━━ THE DATA
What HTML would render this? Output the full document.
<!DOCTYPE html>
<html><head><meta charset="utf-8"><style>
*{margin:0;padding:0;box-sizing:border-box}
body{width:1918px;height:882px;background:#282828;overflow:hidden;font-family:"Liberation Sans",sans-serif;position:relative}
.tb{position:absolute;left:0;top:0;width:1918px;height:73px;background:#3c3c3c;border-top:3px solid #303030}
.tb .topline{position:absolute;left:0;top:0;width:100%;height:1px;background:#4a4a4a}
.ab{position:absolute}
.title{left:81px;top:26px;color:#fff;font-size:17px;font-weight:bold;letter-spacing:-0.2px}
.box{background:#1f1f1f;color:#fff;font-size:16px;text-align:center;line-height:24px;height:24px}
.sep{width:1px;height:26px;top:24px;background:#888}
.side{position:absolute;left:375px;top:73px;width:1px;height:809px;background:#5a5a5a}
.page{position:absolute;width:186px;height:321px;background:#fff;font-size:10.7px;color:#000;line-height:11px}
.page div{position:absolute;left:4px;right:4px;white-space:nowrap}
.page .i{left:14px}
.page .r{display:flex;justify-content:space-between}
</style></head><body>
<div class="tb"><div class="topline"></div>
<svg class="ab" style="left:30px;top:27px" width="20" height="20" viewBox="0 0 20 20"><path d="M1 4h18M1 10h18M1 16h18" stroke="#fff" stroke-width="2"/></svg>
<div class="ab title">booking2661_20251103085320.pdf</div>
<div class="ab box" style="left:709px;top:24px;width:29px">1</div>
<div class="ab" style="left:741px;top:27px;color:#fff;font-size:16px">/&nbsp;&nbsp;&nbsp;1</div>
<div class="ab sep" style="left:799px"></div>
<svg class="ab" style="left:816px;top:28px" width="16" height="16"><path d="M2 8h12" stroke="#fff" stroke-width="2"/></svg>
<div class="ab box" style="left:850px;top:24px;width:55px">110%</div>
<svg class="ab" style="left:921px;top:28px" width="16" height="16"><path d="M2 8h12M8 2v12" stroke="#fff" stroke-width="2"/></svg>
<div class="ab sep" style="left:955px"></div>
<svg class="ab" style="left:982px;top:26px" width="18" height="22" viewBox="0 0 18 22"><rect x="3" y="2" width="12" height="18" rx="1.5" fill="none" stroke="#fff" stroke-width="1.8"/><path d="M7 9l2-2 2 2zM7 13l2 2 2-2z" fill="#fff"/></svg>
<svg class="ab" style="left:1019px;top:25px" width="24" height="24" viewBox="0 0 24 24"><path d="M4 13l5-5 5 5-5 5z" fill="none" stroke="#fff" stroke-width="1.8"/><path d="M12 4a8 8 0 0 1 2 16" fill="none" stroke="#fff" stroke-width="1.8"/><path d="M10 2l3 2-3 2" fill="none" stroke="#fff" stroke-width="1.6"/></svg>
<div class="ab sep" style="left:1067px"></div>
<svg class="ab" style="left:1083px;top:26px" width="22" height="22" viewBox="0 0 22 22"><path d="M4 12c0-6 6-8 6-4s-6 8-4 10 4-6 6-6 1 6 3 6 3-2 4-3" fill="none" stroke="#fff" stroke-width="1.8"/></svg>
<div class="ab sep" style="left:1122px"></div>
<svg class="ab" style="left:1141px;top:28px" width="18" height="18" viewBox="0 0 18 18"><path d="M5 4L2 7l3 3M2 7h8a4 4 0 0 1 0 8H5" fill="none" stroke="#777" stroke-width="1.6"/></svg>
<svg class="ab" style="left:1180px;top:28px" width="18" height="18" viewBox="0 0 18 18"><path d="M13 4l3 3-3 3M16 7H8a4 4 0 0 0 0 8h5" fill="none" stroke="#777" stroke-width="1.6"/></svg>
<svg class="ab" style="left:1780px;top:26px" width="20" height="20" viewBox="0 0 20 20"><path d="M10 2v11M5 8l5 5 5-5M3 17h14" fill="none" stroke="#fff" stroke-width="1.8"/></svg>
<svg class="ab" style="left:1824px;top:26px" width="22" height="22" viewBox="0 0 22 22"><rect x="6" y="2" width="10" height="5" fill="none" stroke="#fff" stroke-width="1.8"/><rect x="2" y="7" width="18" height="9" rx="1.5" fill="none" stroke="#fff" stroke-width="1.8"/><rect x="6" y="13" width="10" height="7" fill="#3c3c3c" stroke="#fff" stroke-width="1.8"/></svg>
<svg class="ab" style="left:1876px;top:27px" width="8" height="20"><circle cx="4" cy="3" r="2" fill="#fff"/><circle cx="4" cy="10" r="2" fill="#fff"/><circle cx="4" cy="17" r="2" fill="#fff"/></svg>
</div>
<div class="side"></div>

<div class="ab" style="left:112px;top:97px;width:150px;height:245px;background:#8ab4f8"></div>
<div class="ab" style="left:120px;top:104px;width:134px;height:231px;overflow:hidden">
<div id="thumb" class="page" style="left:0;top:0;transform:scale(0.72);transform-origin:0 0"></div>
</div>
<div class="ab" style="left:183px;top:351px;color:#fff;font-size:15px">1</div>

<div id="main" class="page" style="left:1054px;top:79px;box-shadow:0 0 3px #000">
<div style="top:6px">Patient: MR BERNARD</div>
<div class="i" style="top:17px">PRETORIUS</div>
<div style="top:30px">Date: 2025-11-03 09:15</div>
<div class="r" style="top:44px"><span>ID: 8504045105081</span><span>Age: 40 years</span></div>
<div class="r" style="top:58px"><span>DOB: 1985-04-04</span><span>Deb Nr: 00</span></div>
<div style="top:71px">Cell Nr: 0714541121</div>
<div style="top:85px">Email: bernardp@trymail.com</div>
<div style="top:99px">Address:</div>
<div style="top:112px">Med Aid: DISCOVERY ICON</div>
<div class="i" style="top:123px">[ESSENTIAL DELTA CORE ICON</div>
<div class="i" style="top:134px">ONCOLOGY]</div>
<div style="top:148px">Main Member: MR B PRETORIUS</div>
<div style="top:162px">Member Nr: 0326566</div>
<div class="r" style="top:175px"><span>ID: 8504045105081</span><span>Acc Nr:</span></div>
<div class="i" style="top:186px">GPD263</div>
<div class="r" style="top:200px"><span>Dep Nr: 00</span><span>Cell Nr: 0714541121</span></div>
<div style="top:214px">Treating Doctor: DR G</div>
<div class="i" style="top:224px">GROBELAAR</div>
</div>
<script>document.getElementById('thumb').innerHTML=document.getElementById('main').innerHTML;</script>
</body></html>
━━━━
━━ THE DATA
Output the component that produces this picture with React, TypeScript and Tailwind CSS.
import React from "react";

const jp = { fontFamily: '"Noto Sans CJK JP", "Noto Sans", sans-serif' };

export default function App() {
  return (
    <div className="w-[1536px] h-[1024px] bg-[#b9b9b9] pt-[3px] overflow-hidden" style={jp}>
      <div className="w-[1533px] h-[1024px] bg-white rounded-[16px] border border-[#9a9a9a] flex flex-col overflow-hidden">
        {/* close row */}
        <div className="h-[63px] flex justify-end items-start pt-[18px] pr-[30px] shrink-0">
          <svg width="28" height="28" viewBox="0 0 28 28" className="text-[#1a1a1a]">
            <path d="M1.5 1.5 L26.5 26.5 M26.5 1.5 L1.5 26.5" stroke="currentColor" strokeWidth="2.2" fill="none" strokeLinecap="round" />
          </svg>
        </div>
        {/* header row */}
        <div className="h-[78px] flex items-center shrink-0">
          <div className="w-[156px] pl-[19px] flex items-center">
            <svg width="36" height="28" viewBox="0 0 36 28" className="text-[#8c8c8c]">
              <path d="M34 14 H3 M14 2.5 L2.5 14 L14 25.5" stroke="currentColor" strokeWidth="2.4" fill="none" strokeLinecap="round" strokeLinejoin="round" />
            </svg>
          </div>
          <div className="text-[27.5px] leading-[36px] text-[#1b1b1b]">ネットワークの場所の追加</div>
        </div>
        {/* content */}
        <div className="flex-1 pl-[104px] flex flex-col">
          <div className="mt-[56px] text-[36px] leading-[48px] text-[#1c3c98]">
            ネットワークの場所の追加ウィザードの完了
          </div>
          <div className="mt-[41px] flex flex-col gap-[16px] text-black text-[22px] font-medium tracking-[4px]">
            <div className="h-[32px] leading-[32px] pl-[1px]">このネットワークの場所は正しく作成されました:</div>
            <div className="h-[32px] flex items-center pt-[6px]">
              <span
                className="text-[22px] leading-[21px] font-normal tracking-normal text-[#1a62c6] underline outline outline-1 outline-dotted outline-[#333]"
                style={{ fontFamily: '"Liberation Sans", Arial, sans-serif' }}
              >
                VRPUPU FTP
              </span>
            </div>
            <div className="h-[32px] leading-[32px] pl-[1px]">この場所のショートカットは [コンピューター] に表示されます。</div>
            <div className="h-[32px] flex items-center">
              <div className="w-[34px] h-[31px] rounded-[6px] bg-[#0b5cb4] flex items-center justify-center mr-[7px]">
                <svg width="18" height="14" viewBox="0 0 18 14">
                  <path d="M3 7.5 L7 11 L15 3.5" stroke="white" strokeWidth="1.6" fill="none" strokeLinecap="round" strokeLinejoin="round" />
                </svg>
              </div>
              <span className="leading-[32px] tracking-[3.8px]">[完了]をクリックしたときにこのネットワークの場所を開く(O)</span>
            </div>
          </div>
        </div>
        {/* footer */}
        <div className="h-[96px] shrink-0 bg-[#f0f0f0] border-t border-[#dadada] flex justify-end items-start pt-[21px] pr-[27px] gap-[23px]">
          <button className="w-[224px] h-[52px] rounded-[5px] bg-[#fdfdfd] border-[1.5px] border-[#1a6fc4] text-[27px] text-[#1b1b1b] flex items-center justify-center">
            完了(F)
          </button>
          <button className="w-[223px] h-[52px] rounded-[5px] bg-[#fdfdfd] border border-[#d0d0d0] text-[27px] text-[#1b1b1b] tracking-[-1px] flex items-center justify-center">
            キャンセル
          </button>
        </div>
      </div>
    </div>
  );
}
━━━━
━━ THE DATA
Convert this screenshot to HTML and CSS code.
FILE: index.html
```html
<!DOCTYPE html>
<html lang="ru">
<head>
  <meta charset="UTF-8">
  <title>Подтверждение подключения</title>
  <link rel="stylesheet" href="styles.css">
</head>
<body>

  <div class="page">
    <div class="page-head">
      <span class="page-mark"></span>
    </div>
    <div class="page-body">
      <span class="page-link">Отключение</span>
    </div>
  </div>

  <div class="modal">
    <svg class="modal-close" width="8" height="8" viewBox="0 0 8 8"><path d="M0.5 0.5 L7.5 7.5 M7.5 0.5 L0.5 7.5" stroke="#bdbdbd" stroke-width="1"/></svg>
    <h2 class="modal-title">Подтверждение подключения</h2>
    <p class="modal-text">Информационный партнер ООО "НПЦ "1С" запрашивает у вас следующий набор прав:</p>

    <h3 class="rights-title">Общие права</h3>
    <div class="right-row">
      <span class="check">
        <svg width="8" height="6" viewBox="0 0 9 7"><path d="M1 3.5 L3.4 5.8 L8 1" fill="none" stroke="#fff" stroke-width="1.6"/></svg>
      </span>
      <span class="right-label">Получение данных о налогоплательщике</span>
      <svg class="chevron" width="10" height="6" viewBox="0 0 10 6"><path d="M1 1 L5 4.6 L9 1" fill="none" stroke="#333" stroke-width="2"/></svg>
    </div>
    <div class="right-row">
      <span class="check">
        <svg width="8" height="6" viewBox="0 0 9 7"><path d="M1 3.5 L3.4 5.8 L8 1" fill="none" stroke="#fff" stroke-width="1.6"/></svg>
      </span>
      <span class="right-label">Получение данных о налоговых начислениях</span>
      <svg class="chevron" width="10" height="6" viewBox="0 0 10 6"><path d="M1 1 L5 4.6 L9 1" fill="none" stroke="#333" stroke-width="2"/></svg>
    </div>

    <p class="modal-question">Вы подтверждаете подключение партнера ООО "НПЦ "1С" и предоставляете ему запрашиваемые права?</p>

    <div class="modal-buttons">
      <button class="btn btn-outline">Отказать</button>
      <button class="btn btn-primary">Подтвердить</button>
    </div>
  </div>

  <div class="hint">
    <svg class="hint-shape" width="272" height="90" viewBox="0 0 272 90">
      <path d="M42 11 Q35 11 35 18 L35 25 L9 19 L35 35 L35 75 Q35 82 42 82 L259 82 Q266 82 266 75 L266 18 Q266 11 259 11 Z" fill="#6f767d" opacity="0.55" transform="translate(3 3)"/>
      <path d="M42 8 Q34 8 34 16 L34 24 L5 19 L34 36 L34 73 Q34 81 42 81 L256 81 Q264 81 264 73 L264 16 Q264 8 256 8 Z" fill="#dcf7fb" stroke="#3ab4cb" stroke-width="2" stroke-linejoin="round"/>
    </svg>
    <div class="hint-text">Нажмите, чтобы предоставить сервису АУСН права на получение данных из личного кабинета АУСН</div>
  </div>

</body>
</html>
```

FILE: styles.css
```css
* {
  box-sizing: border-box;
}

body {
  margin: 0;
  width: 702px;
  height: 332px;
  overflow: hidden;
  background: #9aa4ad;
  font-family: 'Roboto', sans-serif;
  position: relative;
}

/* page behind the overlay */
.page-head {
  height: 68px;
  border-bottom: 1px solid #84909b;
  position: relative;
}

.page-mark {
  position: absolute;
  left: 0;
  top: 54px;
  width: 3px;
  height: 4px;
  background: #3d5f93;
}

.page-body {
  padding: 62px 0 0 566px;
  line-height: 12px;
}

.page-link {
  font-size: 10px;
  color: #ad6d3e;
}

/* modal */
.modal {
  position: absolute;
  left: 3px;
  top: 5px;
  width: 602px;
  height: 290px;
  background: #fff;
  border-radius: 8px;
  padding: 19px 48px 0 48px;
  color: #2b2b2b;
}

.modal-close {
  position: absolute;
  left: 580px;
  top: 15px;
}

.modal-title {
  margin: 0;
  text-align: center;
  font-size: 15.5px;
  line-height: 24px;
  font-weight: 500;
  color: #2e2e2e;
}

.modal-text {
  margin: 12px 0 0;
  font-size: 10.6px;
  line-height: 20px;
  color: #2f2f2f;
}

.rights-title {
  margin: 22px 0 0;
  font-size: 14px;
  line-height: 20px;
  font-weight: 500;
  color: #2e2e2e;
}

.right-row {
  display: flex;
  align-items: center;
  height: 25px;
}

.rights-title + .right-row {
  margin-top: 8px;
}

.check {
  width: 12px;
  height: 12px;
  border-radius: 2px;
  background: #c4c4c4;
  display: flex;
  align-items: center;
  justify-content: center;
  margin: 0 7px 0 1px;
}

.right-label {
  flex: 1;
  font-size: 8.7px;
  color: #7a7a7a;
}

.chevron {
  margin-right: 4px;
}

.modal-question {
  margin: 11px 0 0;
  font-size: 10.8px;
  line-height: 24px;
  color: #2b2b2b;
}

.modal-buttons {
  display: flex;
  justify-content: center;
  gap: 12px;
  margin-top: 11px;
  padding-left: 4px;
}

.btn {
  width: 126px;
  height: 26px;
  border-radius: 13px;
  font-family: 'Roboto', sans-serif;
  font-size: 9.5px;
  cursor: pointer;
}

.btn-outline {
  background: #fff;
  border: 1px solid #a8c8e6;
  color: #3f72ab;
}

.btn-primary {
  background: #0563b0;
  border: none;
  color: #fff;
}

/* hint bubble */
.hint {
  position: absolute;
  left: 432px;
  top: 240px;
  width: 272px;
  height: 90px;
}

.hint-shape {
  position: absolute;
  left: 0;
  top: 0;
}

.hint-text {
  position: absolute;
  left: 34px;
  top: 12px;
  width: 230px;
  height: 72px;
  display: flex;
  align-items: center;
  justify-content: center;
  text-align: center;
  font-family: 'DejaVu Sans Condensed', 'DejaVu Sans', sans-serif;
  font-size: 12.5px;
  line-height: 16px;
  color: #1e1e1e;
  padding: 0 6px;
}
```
━━━━
* WHAT IS ASKED
From the data above, copy each line where the string "document" appears.

* ANSWER TO THIS PROBLEM
What HTML would render this? Output the full document.
<script>document.getElementById('thumb').innerHTML=document.getElementById('main').innerHTML;</script>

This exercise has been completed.